**** RAW DATA ****

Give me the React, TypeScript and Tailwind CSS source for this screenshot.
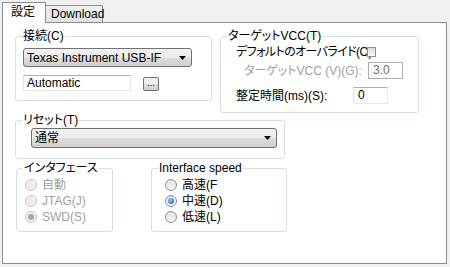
import React from 'react';

const font = "font-['Liberation_Sans','Noto_Sans_CJK_JP',sans-serif] [font-feature-settings:'palt']";

function Group({ title, className, children }: { title: string; className: string; children?: React.ReactNode }) {
  return (
    <div className={`relative border border-[#d5dfe5] rounded-[3px] ${className}`}>
      <span className="absolute -top-[8px] left-[6px] bg-white px-[1px] leading-[14px] text-black">{title}</span>
      {children}
    </div>
  );
}

function Combo({ text, className }: { text: string; className: string }) {
  return (
    <div
      className={`flex items-center justify-between border border-[#707070] rounded-[3px] bg-[linear-gradient(#f2f2f2_0%,#ebebeb_50%,#dddddd_50%,#cfcfcf_100%)] pl-[3px] pr-[5px] ${className}`}
    >
      <span className="leading-[14px]">{text}</span>
      <svg width="7" height="4" viewBox="0 0 7 4">
        <path d="M0 0h7L3.5 4z" fill="#000" />
      </svg>
    </div>
  );
}

function Radio({ label, checked, disabled }: { label: string; checked?: boolean; disabled?: boolean }) {
  return (
    <div className="flex items-center h-[16px]">
      <span
        className={`w-[12px] h-[12px] rounded-full border flex items-center justify-center ${
          disabled ? 'border-[#c6c6c6] bg-[#eeeeee]' : 'border-[#8e8f8f] bg-[linear-gradient(#e0e0e0,#fbfbfb)]'
        }`}
      >
        {checked && (
          <span
            className={`w-[6px] h-[6px] rounded-full ${
              disabled ? 'bg-[#a8a8a8]' : 'bg-[radial-gradient(circle_at_40%_35%,#7fd0ff,#0c58a8)]'
            }`}
          />
        )}
      </span>
      <span className={`ml-[5px] leading-[14px] ${disabled ? 'text-[#a0a0a0]' : 'text-black'}`}>{label}</span>
    </div>
  );
}

export default function App() {
  return (
    <div className={`w-[450px] h-[267px] bg-[#f0f0f0] pt-[2px] pl-[2px] text-[12px] text-black ${font}`}>
      <div className="flex items-end h-[20px]">
        <div className="relative z-10 w-[44px] h-[21px] -mb-px bg-white border border-b-0 border-[#898c95] pl-[8px] pt-[2px] leading-[14px]">
          設定
        </div>
        <div className="w-[57px] h-[17px] bg-[linear-gradient(#f2f2f2,#e3e3e3)] border border-b-0 border-l-0 border-[#898c95] pl-[5px] pt-[1px] leading-[14px]">
          Download
        </div>
      </div>
      <div className="w-[445px] h-[242px] border border-[#898c95] bg-white pl-[12px] pt-[13px]">
        <div className="flex items-start">
          <Group title="接続(C)" className="w-[197px] h-[65px] pl-[7px] pt-[11px]">
            <Combo text="Texas Instrument USB-IF" className="w-[169px] h-[19px]" />
            <div className="flex items-center mt-[8px]">
              <div className="w-[108px] h-[16px] border border-[#abadb3] border-r-[#e3e9ef] border-b-[#e3e9ef] border-l-[#e2e3ea] pl-[3px] leading-[14px]">
                Automatic
              </div>
              <div className="ml-[12px] mt-[2px] w-[16px] h-[14px] border border-[#707070] rounded-[2px] bg-[linear-gradient(#f2f2f2_0%,#ebebeb_50%,#dddddd_50%,#cfcfcf_100%)] text-[9px] leading-[10px] text-center">
                ...
              </div>
            </div>
          </Group>
          <Group title="ターゲットVCC(T)" className="ml-[8px] w-[199px] h-[77px] pl-[15px] pt-[8px]">
            <div className="flex items-center h-[14px]">
              <span className="leading-[14px] tracking-[-0.6px]">デフォルトのオーバライド(O)</span>
              <span className="-ml-[5px] w-[9px] h-[10px] border border-[#8e8f8f] bg-[linear-gradient(#dcdcdc,#f8f8f8)]" />
            </div>
            <div className="flex items-center mt-[3px]">
              <span className="ml-[8px] w-[124px] leading-[14px] text-[#a0a0a0]">ターゲットVCC (V)(G):</span>
              <div className="w-[35px] h-[17px] border border-[#afafaf] pl-[4px] leading-[15px] text-[#6d6d6d]">3.0</div>
            </div>
            <div className="flex items-center mt-[8px]">
              <span className="w-[117px] leading-[14px]">整定時間(ms)(S):</span>
              <div className="w-[35px] h-[17px] border border-[#abadb3] border-r-[#e3e9ef] border-b-[#e3e9ef] border-l-[#e2e3ea] pl-[4px] leading-[15px]">
                0
              </div>
            </div>
          </Group>
        </div>
        <Group title="リセット(T)" className="mt-[7px] w-[270px] h-[39px] pl-[15px] pt-[7px]">
          <Combo text="通常" className="w-[246px] h-[20px]" />
        </Group>
        <div className="flex mt-[9px] ml-[1px]">
          <Group title="インタフェース" className="w-[97px] h-[64px] pl-[8px] pt-[8px]">
            <Radio label="自動" disabled />
            <Radio label="JTAG(J)" disabled />
            <Radio label="SWD(S)" checked disabled />
          </Group>
          <Group title="Interface speed" className="ml-[38px] w-[136px] h-[64px] pl-[13px] pt-[8px]">
            <Radio label="高速(F" />
            <Radio label="中速(D)" checked />
            <Radio label="低速(L)" />
          </Group>
        </div>
      </div>
    </div>
  );
}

****

### SET TASK
Omit pictures; set down the rest of the material word for word.

### REPLY TO THE EXERCISE
Give me the React, TypeScript and Tailwind CSS source for this screenshot.
import React from 'react';

const font = "font-['Liberation_Sans','Noto_Sans_CJK_JP',sans-serif] [font-feature-settings:'palt']";

function Group({ title, className, children }: { title: string; className: string; children?: React.ReactNode }) {
  return (
    <div className={`relative border border-[#d5dfe5] rounded-[3px] ${className}`}>
      <span className="absolute -top-[8px] left-[6px] bg-white px-[1px] leading-[14px] text-black">{title}</span>
      {children}
    </div>
  );
}

function Combo({ text, className }: { text: string; className: string }) {
  return (
    <div
      className={`flex items-center justify-between border border-[#707070] rounded-[3px] bg-[linear-gradient(#f2f2f2_0%,#ebebeb_50%,#dddddd_50%,#cfcfcf_100%)] pl-[3px] pr-[5px] ${className}`}
    >
      <span className="leading-[14px]">{text}</span>
      <svg width="7" height="4" viewBox="0 0 7 4">
        <path d="M0 0h7L3.5 4z" fill="#000" />
      </svg>
    </div>
  );
}

function Radio({ label, checked, disabled }: { label: string; checked?: boolean; disabled?: boolean }) {
  return (
    <div className="flex items-center h-[16px]">
      <span
        className={`w-[12px] h-[12px] rounded-full border flex items-center justify-center ${
          disabled ? 'border-[#c6c6c6] bg-[#eeeeee]' : 'border-[#8e8f8f] bg-[linear-gradient(#e0e0e0,#fbfbfb)]'
        }`}
      >
        {checked && (
          <span
            className={`w-[6px] h-[6px] rounded-full ${
              disabled ? 'bg-[#a8a8a8]' : 'bg-[radial-gradient(circle_at_40%_35%,#7fd0ff,#0c58a8)]'
            }`}
          />
        )}
      </span>
      <span className={`ml-[5px] leading-[14px] ${disabled ? 'text-[#a0a0a0]' : 'text-black'}`}>{label}</span>
    </div>
  );
}

export default function App() {
  return (
    <div className={`w-[450px] h-[267px] bg-[#f0f0f0] pt-[2px] pl-[2px] text-[12px] text-black ${font}`}>
      <div className="flex items-end h-[20px]">
        <div className="relative z-10 w-[44px] h-[21px] -mb-px bg-white border border-b-0 border-[#898c95] pl-[8px] pt-[2px] leading-[14px]">
          設定
        </div>
        <div className="w-[57px] h-[17px] bg-[linear-gradient(#f2f2f2,#e3e3e3)] border border-b-0 border-l-0 border-[#898c95] pl-[5px] pt-[1px] leading-[14px]">
          Download
        </div>
      </div>
      <div className="w-[445px] h-[242px] border border-[#898c95] bg-white pl-[12px] pt-[13px]">
        <div className="flex items-start">
          <Group title="接続(C)" className="w-[197px] h-[65px] pl-[7px] pt-[11px]">
            <Combo text="Texas Instrument USB-IF" className="w-[169px] h-[19px]" />
            <div className="flex items-center mt-[8px]">
              <div className="w-[108px] h-[16px] border border-[#abadb3] border-r-[#e3e9ef] border-b-[#e3e9ef] border-l-[#e2e3ea] pl-[3px] leading-[14px]">
                Automatic
              </div>
              <div className="ml-[12px] mt-[2px] w-[16px] h-[14px] border border-[#707070] rounded-[2px] bg-[linear-gradient(#f2f2f2_0%,#ebebeb_50%,#dddddd_50%,#cfcfcf_100%)] text-[9px] leading-[10px] text-center">
                ...
              </div>
            </div>
          </Group>
          <Group title="ターゲットVCC(T)" className="ml-[8px] w-[199px] h-[77px] pl-[15px] pt-[8px]">
            <div className="flex items-center h-[14px]">
              <span className="leading-[14px] tracking-[-0.6px]">デフォルトのオーバライド(O)</span>
              <span className="-ml-[5px] w-[9px] h-[10px] border border-[#8e8f8f] bg-[linear-gradient(#dcdcdc,#f8f8f8)]" />
            </div>
            <div className="flex items-center mt-[3px]">
              <span className="ml-[8px] w-[124px] leading-[14px] text-[#a0a0a0]">ターゲットVCC (V)(G):</span>
              <div className="w-[35px] h-[17px] border border-[#afafaf] pl-[4px] leading-[15px] text-[#6d6d6d]">3.0</div>
            </div>
            <div className="flex items-center mt-[8px]">
              <span className="w-[117px] leading-[14px]">整定時間(ms)(S):</span>
              <div className="w-[35px] h-[17px] border border-[#abadb3] border-r-[#e3e9ef] border-b-[#e3e9ef] border-l-[#e2e3ea] pl-[4px] leading-[15px]">
                0
              </div>
            </div>
          </Group>
        </div>
        <Group title="リセット(T)" className="mt-[7px] w-[270px] h-[39px] pl-[15px] pt-[7px]">
          <Combo text="通常" className="w-[246px] h-[20px]" />
        </Group>
        <div className="flex mt-[9px] ml-[1px]">
          <Group title="インタフェース" className="w-[97px] h-[64px] pl-[8px] pt-[8px]">
            <Radio label="自動" disabled />
            <Radio label="JTAG(J)" disabled />
            <Radio label="SWD(S)" checked disabled />
          </Group>
          <Group title="Interface speed" className="ml-[38px] w-[136px] h-[64px] pl-[13px] pt-[8px]">
            <Radio label="高速(F" />
            <Radio label="中速(D)" checked />
            <Radio label="低速(L)" />
          </Group>
        </div>
      </div>
    </div>
  );
}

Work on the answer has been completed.